Konten spiritual di media sosial
Dengan peran media sosial yang besar dalam menarik minat anak muda terhadap spiritualitas, pakar menilai platform publik ini justru membuat pengalaman spiritual terasa kurang autentik atau sekadar tampil di depan publik.
Meski hal tersebut ada benarnya, psikolog Khurana mengatakan hal itu tidak serta-merta membuat hubungan anak muda dengan agama atau spiritualitas menjadi tidak tulus.
“Hanya karena banyak Gen Z berkomunikasi lewat Instagram atau internet, yang mana merupakan cara mereka membangun komunitas, bukan berarti kita bisa langsung menilainya sebagai sesuatu yang performatif,” ujarnya, sambil menekankan bahwa generasi muda ini “dibesarkan dengan ponsel dan tumbuh bersama teknologi.”
Yoga, meditasi, astrologi, dan tokoh spiritual yang menggunakan bahasa yang relevan dengan keseharian, semuanya menarik perhatian anak muda di India.
Menurut survei OMTV pada 2023, sebuah aplikasi cerita spiritual, sebanyak 80% warga India berusia 18 hingga 30 tahun mengakses konten spiritual atau keagamaan secara online.
“Gen Z hidup di dunia yang lebih bising dan cepat dari generasi sebelumnya.

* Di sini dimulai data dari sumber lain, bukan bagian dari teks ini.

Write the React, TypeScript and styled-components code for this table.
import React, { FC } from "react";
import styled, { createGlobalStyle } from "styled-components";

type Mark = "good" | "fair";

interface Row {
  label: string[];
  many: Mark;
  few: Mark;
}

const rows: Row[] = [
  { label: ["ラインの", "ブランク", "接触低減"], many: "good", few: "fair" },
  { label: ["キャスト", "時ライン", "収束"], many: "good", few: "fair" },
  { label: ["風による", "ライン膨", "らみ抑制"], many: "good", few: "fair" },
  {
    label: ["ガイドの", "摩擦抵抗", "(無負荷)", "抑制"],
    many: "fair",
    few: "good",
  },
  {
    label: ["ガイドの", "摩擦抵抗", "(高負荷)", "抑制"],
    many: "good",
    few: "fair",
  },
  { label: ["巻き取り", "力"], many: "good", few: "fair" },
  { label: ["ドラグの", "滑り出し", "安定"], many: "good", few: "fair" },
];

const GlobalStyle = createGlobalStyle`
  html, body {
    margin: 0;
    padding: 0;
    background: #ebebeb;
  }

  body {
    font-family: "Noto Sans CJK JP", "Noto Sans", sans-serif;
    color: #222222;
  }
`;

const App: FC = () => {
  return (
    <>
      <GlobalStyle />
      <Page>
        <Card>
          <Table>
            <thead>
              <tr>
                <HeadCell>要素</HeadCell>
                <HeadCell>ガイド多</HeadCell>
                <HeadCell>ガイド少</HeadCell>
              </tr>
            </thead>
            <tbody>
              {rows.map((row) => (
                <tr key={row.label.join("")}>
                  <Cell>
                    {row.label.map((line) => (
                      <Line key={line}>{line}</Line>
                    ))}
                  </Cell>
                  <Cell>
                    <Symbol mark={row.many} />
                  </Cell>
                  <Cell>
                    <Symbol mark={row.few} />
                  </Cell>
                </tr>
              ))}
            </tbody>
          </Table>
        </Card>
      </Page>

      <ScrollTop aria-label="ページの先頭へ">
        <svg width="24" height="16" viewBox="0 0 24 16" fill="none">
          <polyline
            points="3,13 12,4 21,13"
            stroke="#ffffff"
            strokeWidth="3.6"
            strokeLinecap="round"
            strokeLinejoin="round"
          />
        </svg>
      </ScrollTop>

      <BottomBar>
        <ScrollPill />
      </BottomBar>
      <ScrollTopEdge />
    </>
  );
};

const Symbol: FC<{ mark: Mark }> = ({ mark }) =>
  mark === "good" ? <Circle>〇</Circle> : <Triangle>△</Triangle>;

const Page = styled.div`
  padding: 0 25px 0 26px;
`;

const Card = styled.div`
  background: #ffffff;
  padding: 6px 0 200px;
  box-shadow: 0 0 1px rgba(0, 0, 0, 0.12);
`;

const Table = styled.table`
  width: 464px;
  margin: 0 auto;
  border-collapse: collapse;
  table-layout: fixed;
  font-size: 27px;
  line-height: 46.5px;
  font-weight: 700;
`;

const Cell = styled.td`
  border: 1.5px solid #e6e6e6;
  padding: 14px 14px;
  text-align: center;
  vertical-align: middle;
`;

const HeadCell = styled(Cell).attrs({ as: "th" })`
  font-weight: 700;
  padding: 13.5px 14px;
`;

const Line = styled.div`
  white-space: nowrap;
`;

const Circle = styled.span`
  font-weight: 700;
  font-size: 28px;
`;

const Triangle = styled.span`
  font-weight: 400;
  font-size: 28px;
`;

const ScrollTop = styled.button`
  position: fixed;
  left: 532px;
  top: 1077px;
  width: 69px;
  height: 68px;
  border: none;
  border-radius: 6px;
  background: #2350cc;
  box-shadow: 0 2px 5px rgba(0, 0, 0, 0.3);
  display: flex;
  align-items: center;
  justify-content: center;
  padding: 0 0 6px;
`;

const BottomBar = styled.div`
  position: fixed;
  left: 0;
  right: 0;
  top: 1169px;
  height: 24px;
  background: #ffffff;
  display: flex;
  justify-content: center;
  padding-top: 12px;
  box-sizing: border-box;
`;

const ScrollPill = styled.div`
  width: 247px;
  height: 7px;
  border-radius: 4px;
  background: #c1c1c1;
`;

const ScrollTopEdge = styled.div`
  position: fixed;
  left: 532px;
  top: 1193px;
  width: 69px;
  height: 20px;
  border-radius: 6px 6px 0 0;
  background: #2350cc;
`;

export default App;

Jadi, cara mereka masuk ke dunia spiritual pun berbeda. Mereka mungkin tidak membaca kitab suci secara utuh, tapi mendengarkan cuplikan 60 detik berisi kebijaksanaan Gita. Mereka mungkin tidak duduk berjam-jam di kuil, tapi melakukan meditasi terpandu selama 10 menit di malam hari. Bukan berarti hal tersebut tidak benar, hanya saja lebih modern,” ujar Surya.